3) Data la giovane età faceva spesso la spola con Torino per portare rifornimenti in montagna, se davvero avesse voluto rubare l’avrebbe fatto in quella occasione.
4) Aveva solo 17 anni ed era abituato ad ubbidire: se davvero aveva compiuto dei “prelievi forzosi” ai danni dei contadini è perché glielo avevano ordinato, «cosa assai probabile visto che, ovunque, i primi partigiani si approvvigionavano in modo non sempre lecito» (e questa è una citazione testuale della lettera).

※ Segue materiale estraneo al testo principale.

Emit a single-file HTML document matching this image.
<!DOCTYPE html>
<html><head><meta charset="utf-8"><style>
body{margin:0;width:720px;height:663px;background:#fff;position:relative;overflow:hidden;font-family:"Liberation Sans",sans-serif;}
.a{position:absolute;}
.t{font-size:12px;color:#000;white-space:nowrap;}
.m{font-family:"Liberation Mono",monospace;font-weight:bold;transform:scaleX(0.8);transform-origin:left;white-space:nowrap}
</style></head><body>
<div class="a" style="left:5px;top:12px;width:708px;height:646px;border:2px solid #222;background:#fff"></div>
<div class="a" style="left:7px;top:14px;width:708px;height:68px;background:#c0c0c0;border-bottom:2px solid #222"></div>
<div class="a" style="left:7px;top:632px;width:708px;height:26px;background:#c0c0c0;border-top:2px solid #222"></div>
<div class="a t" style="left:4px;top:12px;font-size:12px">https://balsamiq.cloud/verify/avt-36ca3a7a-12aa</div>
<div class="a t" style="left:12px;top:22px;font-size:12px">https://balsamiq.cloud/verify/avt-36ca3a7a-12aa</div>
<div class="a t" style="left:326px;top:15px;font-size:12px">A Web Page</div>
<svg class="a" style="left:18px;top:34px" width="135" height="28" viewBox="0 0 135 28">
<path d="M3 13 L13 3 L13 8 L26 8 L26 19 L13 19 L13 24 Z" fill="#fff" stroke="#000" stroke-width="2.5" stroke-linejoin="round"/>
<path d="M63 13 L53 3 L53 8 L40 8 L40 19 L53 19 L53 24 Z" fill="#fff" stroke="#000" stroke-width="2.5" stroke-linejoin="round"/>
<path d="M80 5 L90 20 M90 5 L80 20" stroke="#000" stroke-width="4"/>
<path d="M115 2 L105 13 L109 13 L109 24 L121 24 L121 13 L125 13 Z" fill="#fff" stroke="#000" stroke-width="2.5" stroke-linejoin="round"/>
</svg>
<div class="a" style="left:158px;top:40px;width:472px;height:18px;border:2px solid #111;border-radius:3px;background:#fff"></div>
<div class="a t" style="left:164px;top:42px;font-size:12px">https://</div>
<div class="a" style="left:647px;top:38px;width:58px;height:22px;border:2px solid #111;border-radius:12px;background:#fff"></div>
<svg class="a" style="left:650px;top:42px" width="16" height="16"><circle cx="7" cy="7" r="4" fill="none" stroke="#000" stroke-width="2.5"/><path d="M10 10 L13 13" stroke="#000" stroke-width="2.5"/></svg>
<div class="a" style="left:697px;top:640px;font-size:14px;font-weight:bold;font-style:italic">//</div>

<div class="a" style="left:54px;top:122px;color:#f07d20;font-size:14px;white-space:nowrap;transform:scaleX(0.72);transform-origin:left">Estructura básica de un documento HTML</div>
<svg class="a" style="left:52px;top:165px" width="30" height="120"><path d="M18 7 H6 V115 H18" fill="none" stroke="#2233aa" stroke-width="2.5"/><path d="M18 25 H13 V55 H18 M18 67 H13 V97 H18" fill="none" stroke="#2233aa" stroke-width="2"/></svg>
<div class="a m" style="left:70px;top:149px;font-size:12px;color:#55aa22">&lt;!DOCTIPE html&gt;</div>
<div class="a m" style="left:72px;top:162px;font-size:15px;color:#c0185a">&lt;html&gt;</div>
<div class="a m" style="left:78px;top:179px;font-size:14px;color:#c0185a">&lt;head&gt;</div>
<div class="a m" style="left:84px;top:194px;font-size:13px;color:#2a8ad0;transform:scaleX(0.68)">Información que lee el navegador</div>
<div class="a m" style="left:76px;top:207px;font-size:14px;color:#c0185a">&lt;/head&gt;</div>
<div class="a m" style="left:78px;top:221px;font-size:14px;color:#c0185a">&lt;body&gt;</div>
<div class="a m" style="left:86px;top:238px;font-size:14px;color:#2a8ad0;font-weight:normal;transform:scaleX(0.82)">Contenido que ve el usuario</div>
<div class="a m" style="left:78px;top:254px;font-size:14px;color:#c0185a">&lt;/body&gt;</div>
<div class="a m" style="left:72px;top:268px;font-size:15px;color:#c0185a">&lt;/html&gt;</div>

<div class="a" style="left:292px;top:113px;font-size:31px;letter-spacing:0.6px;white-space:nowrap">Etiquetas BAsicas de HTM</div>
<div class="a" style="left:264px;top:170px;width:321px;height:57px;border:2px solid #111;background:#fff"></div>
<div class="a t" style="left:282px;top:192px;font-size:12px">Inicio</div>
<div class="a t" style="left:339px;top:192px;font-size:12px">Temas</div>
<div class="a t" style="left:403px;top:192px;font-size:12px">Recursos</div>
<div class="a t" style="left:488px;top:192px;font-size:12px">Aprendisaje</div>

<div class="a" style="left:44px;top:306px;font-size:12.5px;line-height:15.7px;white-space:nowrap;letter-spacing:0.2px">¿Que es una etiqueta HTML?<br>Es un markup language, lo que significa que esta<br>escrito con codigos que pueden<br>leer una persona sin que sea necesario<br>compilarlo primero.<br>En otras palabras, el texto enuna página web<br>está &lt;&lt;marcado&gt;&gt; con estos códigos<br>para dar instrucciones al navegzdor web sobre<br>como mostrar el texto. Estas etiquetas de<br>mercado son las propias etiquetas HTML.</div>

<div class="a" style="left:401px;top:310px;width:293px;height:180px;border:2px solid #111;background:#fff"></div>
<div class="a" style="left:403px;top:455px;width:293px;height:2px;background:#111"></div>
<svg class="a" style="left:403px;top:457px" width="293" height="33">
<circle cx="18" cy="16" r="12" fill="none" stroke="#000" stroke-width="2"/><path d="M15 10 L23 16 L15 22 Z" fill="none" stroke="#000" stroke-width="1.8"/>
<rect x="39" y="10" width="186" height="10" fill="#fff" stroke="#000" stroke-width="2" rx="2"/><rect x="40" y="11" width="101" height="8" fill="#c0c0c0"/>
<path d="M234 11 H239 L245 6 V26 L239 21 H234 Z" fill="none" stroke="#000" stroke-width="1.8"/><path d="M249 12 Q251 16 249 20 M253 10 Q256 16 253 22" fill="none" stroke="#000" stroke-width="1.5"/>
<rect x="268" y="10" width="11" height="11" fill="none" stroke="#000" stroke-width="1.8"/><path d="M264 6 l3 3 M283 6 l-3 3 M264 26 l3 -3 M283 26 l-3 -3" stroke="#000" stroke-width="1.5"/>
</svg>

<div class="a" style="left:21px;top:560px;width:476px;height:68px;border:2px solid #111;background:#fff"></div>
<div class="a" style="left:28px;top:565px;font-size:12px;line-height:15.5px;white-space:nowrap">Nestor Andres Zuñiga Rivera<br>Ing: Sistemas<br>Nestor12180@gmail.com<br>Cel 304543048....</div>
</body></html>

5) Forse qualcuno ha mandato allo sbaraglio i due ragazzi e quando la situazione si è fatta pesante ha pensato bene di sbarazzarsi di loro. «Questo spiegherebbe la tempestività e il modo subdolo dell’esecuzione, le reticenze, l’omertà da parte degli stessi testimoni presenti, e non ci si venga a parlare di “coscienza” ma soltanto di criminale solidarietà tra individui che per giustificare un delitto non hanno esitato a sputare veleno sulle vittime» (e questa è un’altra citazione testuale).

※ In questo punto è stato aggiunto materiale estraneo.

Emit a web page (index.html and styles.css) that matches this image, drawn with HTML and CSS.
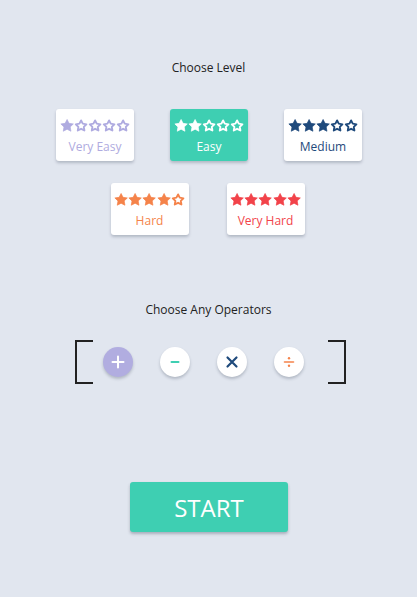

6) Luciano non aveva idee comuniste (come scritto dal Luzzatto, ndr) né preparazione politica. «In famiglia l’unica cosa che si sapeva dei comunisti era che erano dei “senza Dio”, cosa intollerabile per noi credenti e praticanti. Da noi i comunisti erano aborriti più dei fascisti». (Terza citazione testuale).
7) «Questi individui saliti in montagna per fare i patrioti non hanno mai disturbato i fascisti, si sono limitati a rintanarsi (magari in un albergo) e con gli unici colpi sparati hanno tolto la vita a due poveri ragazzi. Bella vigliaccata! Altro che “coscienza”!». (Quarta citazione).
8) «Ma perché, ci domandiamo, eruditi di tal fatta si azzuffano per dimostrare che ciò che loro sostengono corrisponde a verità? Perché perseverano con le loro illazioni e fantasiose ricostruzioni tendenti a giustificare un crimine? Perché continuano a infangare in modo vergognoso la memoria di due giovani doppiamente vittime di quel triste e oscuro periodo? Forse per difendere un mito, forse per antagonismo cattedratico? (Quinta citazione).
Non c’è molto da aggiungere, con buona pace di Primo Levi e del suo “segreto brutto”, che tale era e tale rimane. Sipario sul “mito della Resistenza” e sipario sulla tragicomica casta degli intellettuali italiani.